Tiphanie Yanique: Making a Person (A One Day Bootcamp

Photo Credit: Debbie Grossman 

Meets: One Session  


Dates: Saturday, December 9   


Time: 1 - 5:30pm  


Sign up:

Members: $110

Nonmembers: $150



Making a Person (A One Day Bootcamp)


As readers ourselves we often connect most to the people we are reading about. Lovely language, vibrant image, racing plot and rich scene might be beside the point if a reader doesn't feel connected to the character or characters at the center of it all. And yet, as writers we often take short cuts in order to make our characters—using them as plot devices, as delivers of language, as secondary to our clever image, as beside the point.  In this intensive craft class for fiction writers in need of generating new material or in need of revision tools for work in progress, we will look at how to create real human beings on the page. We will study the ways that novelists, story writers and narrative poets beautifully and authoritatively create character.  We will make human beings with care so that they will be complex actors as they move through language, image, plot and scene.  

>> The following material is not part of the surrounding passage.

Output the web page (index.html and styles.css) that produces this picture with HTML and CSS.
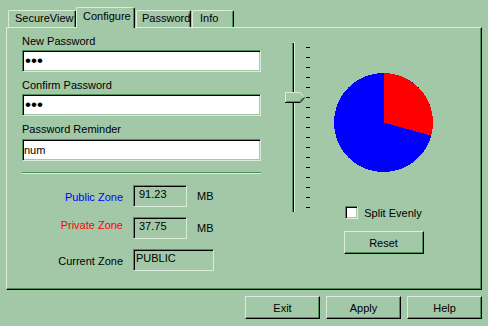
FILE: index.html
```html
<!DOCTYPE html>
<html>
<head>
<meta charset="utf-8">
<link rel="stylesheet" href="styles.css">
</head>
<body>
<div class="tabs">
  <div class="tab tab-secure">SecureView</div>
  <div class="tab tab-active">Configure</div>
  <div class="tab tab-password">Password</div>
  <div class="tab tab-info">Info</div>
</div>
<div class="panel">
  <div class="form">
    <div class="fld">
      <div class="lbl">New Password</div>
      <div class="input"><span class="dots">•••</span></div>
    </div>
    <div class="fld">
      <div class="lbl">Confirm Password</div>
      <div class="input"><span class="dots">•••</span></div>
    </div>
    <div class="fld fld-last">
      <div class="lbl">Password Reminder</div>
      <div class="input">num</div>
    </div>
    <div class="sep"></div>
    <div class="zones">
      <div class="zlbl zlbl-public">Public Zone</div>
      <div class="zbox zbox-num">91.23</div>
      <div class="unit">MB</div>
      <div class="zlbl zlbl-private">Private Zone</div>
      <div class="zbox zbox-num">37.75</div>
      <div class="unit">MB</div>
      <div class="zlbl zlbl-current">Current Zone</div>
      <div class="zbox zbox-wide">PUBLIC</div>
    </div>
  </div>
  <div class="slider">
    <div class="track"></div>
    <div class="ticks">
      <i></i><i></i><i></i><i></i><i></i><i></i><i></i><i></i><i></i>
      <i></i><i></i><i></i><i></i><i></i><i></i><i></i><i></i>
    </div>
    <svg class="thumb" width="20" height="11" viewBox="0 0 20 11">
      <polygon points="0.5,0.5 15,0.5 19.5,5.5 15,10.5 0.5,10.5" fill="#a2c8a8"/>
      <polyline points="0.5,10 0.5,0.5 15,0.5 18.5,4.5" fill="none" stroke="#dcecdc" stroke-width="1"/>
      <polyline points="1,9.5 14.6,9.5 18,5.8" fill="none" stroke="#4f8f5a" stroke-width="1"/>
      <polyline points="0,10.5 15.2,10.5 19.6,5.5" fill="none" stroke="#000" stroke-width="1"/>
    </svg>
  </div>
  <div class="piecol">
    <svg class="pie" width="99" height="99" viewBox="0 0 99 99" shape-rendering="crispEdges">
      <circle cx="49.5" cy="49.5" r="49.5" fill="#0000ff"/>
      <path d="M49.5,49.5 L49.5,0 A49.5,49.5 0 0 1 97.2,62.6 Z" fill="#ff0000"/>
    </svg>
    <div class="check"><span class="cb"></span><span>Split Evenly</span></div>
    <div class="btn btn-reset">Reset</div>
  </div>
</div>
<div class="footer">
  <div class="btn">Exit</div>
  <div class="btn">Apply</div>
  <div class="btn">Help</div>
</div>
</body>
</html>
```

FILE: styles.css
```css
:root {
  --face: #a2c8a8;
  --sh: #4f8f5a;
  --hl: #dcecdc;
}
* { box-sizing: border-box; }
html, body { margin: 0; padding: 0; }
body {
  width: 488px;
  height: 326px;
  overflow: hidden;
  background: var(--face);
  color: #000;
  font-family: "Liberation Sans", Arial, sans-serif;
  font-size: 11px;
  line-height: 14px;
}

/* tabs */
.tabs {
  display: flex;
  align-items: flex-end;
  height: 27px;
  padding-left: 8px;
}
.tab {
  height: 17px;
  padding-left: 6px;
  line-height: 15px;
  white-space: nowrap;
  border-top: 1px solid var(--hl);
  border-left: 1px solid var(--hl);
  border-right: 1px solid #000;
  border-top-left-radius: 2px;
  border-top-right-radius: 2px;
  box-shadow: inset -1px 0 0 var(--sh);
  background: var(--face);
}
.tab-secure { width: 68px; }
.tab-active {
  width: 59px;
  height: 21px;
  margin-bottom: -1px;
  line-height: 17px;
  position: relative;
  z-index: 1;
}
.tab-password { width: 55px; margin-left: 1px; padding-left: 5px; }
.tab-info { width: 42px; margin-left: 1px; padding-left: 7px; }

/* panel */
.panel {
  display: flex;
  margin: 0 6px;
  height: 263px;
  padding-left: 15px;
  border: 1px solid;
  border-color: var(--hl) #000 #000 var(--hl);
  box-shadow: inset -1px -1px 0 var(--sh);
}
.form {
  width: 239px;
  padding-top: 6px;
}
.fld {
  display: flex;
  flex-direction: column;
  gap: 2px;
  margin-bottom: 6px;
}
.fld-last {
  margin-top: 1px;
  margin-bottom: 0;
  gap: 3px;
}
.lbl { height: 14px; line-height: 14px; white-space: nowrap; }
.input {
  height: 22px;
  padding: 1px 0 0 1px;
  line-height: 18px;
  background: #fff;
  border: 1px solid;
  border-color: var(--sh) var(--hl) var(--hl) var(--sh);
  box-shadow: inset 1px 1px 0 #000, inset -1px -1px 0 var(--face);
}
.dots {
  font-size: 17px;
  line-height: 18px;
  padding-left: 1px;
}
.sep {
  margin-top: 11px;
  height: 2px;
  border-top: 1px solid var(--sh);
  border-bottom: 1px solid var(--hl);
}

/* zones */
.zones {
  display: grid;
  grid-template-columns: 101px 54px auto;
  grid-template-rows: 22px 22px 22px;
  column-gap: 10px;
  row-gap: 10px;
  margin-top: 11px;
}
.zlbl {
  justify-self: end;
  align-self: start;
  white-space: nowrap;
}
.zlbl-public { color: #0000ff; margin-top: 5px; }
.zlbl-private { color: #ff0000; margin-top: 1px; }
.zlbl-current { margin-top: 5px; }
.zbox {
  height: 22px;
  line-height: 14px;
  border: 1px solid;
  border-color: var(--sh) var(--hl) var(--hl) var(--sh);
  box-shadow: inset 1px 1px 0 #000, inset -1px -1px 0 var(--face);
  white-space: nowrap;
}
.zbox-num { padding: 1px 0 0 5px; }
.zbox-wide {
  grid-column: 2 / span 2;
  width: 81px;
  padding: 1px 0 0 2px;
}
.unit { align-self: start; margin-top: 4px; }

/* slider */
.slider {
  position: relative;
  display: flex;
  width: 25px;
  height: 170px;
  margin: 14px 0 0 24px;
}
.track {
  width: 3px;
  height: 170px;
  margin-left: 7px;
  background: #000;
  border-left: 1px solid var(--sh);
  border-right: 1px solid var(--hl);
  border-top: 1px solid var(--hl);
}
.ticks {
  display: flex;
  flex-direction: column;
  gap: 9px;
  margin-left: 11px;
  padding-top: 5px;
}
.ticks i {
  display: block;
  width: 4px;
  height: 1px;
  background: #000;
}
.thumb {
  position: absolute;
  left: 0;
  top: 50px;
}

/* pie column */
.piecol {
  display: flex;
  flex-direction: column;
  align-items: center;
  width: 99px;
  margin-left: 24px;
  padding-top: 45px;
}
.pie { display: block; }
.check {
  display: flex;
  align-items: center;
  gap: 6px;
  height: 13px;
  margin-top: 34px;
  white-space: nowrap;
}
.cb {
  width: 13px;
  height: 13px;
  background: #fff;
  border: 1px solid;
  border-color: var(--sh) var(--hl) var(--hl) var(--sh);
  box-shadow: inset 1px 1px 0 #000, inset -1px -1px 0 var(--face);
}

/* buttons */
.btn {
  display: flex;
  align-items: center;
  justify-content: center;
  width: 75px;
  height: 23px;
  border: 1px solid;
  border-color: var(--hl) #000 #000 var(--hl);
  box-shadow: inset -1px -1px 0 var(--sh);
  flex: none;
}
.btn-reset {
  width: 80px;
  margin-top: 12px;
}
.footer {
  display: flex;
  justify-content: flex-end;
  gap: 6px;
  padding: 6px 6px 0 0;
}
```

Tiphanie Yanique is the author of the poetry collection, Wife, which won the 2016 Bocas Prize in Caribbean poetry and the United Kingdom’s 2016 Forward/Felix Dennis Prize for a First Collection. Tiphanie is also the author of the novel, Land of Love and Drowning, which won the 2014 Flaherty-Dunnan First Novel Award from the Center for Fiction, the Phillis Wheatley Award for Pan-African Literature, and the American Academy of Arts and Letters Rosenthal Family Foundation Award, and was listed by NPR as one of the Best Book of 2014. Land of Love and Drowning was also a finalist for the Orion Award in Environmental Literature and the Hurston-Wright Legacy Award.  She is also the author of a collection of stories, How to Escape from a Leper Colony, which won her a listing as one of the National Book Foundation’s 5Under35.  Her writing has also won the Bocas Award for Caribbean Fiction, the Boston Review Prize in Fiction, a Rona Jaffe Foundation Writers Award, a Pushcart Prize, a Fulbright Scholarship and an Academy of American Poet’s Prize. She has been listed by the Boston Globe as one of the sixteen cultural figures to watch out for and her writing has been published in the New York Times, Best African American Fiction, The Wall Street Journal, American Short Fiction and other places. Tiphanie is from the Virgin Islands and is an associate professor in the English Department at Wesleyan University where she is also the Director of the Creative Writing Program. She lives in New Rochelle, New York with her family.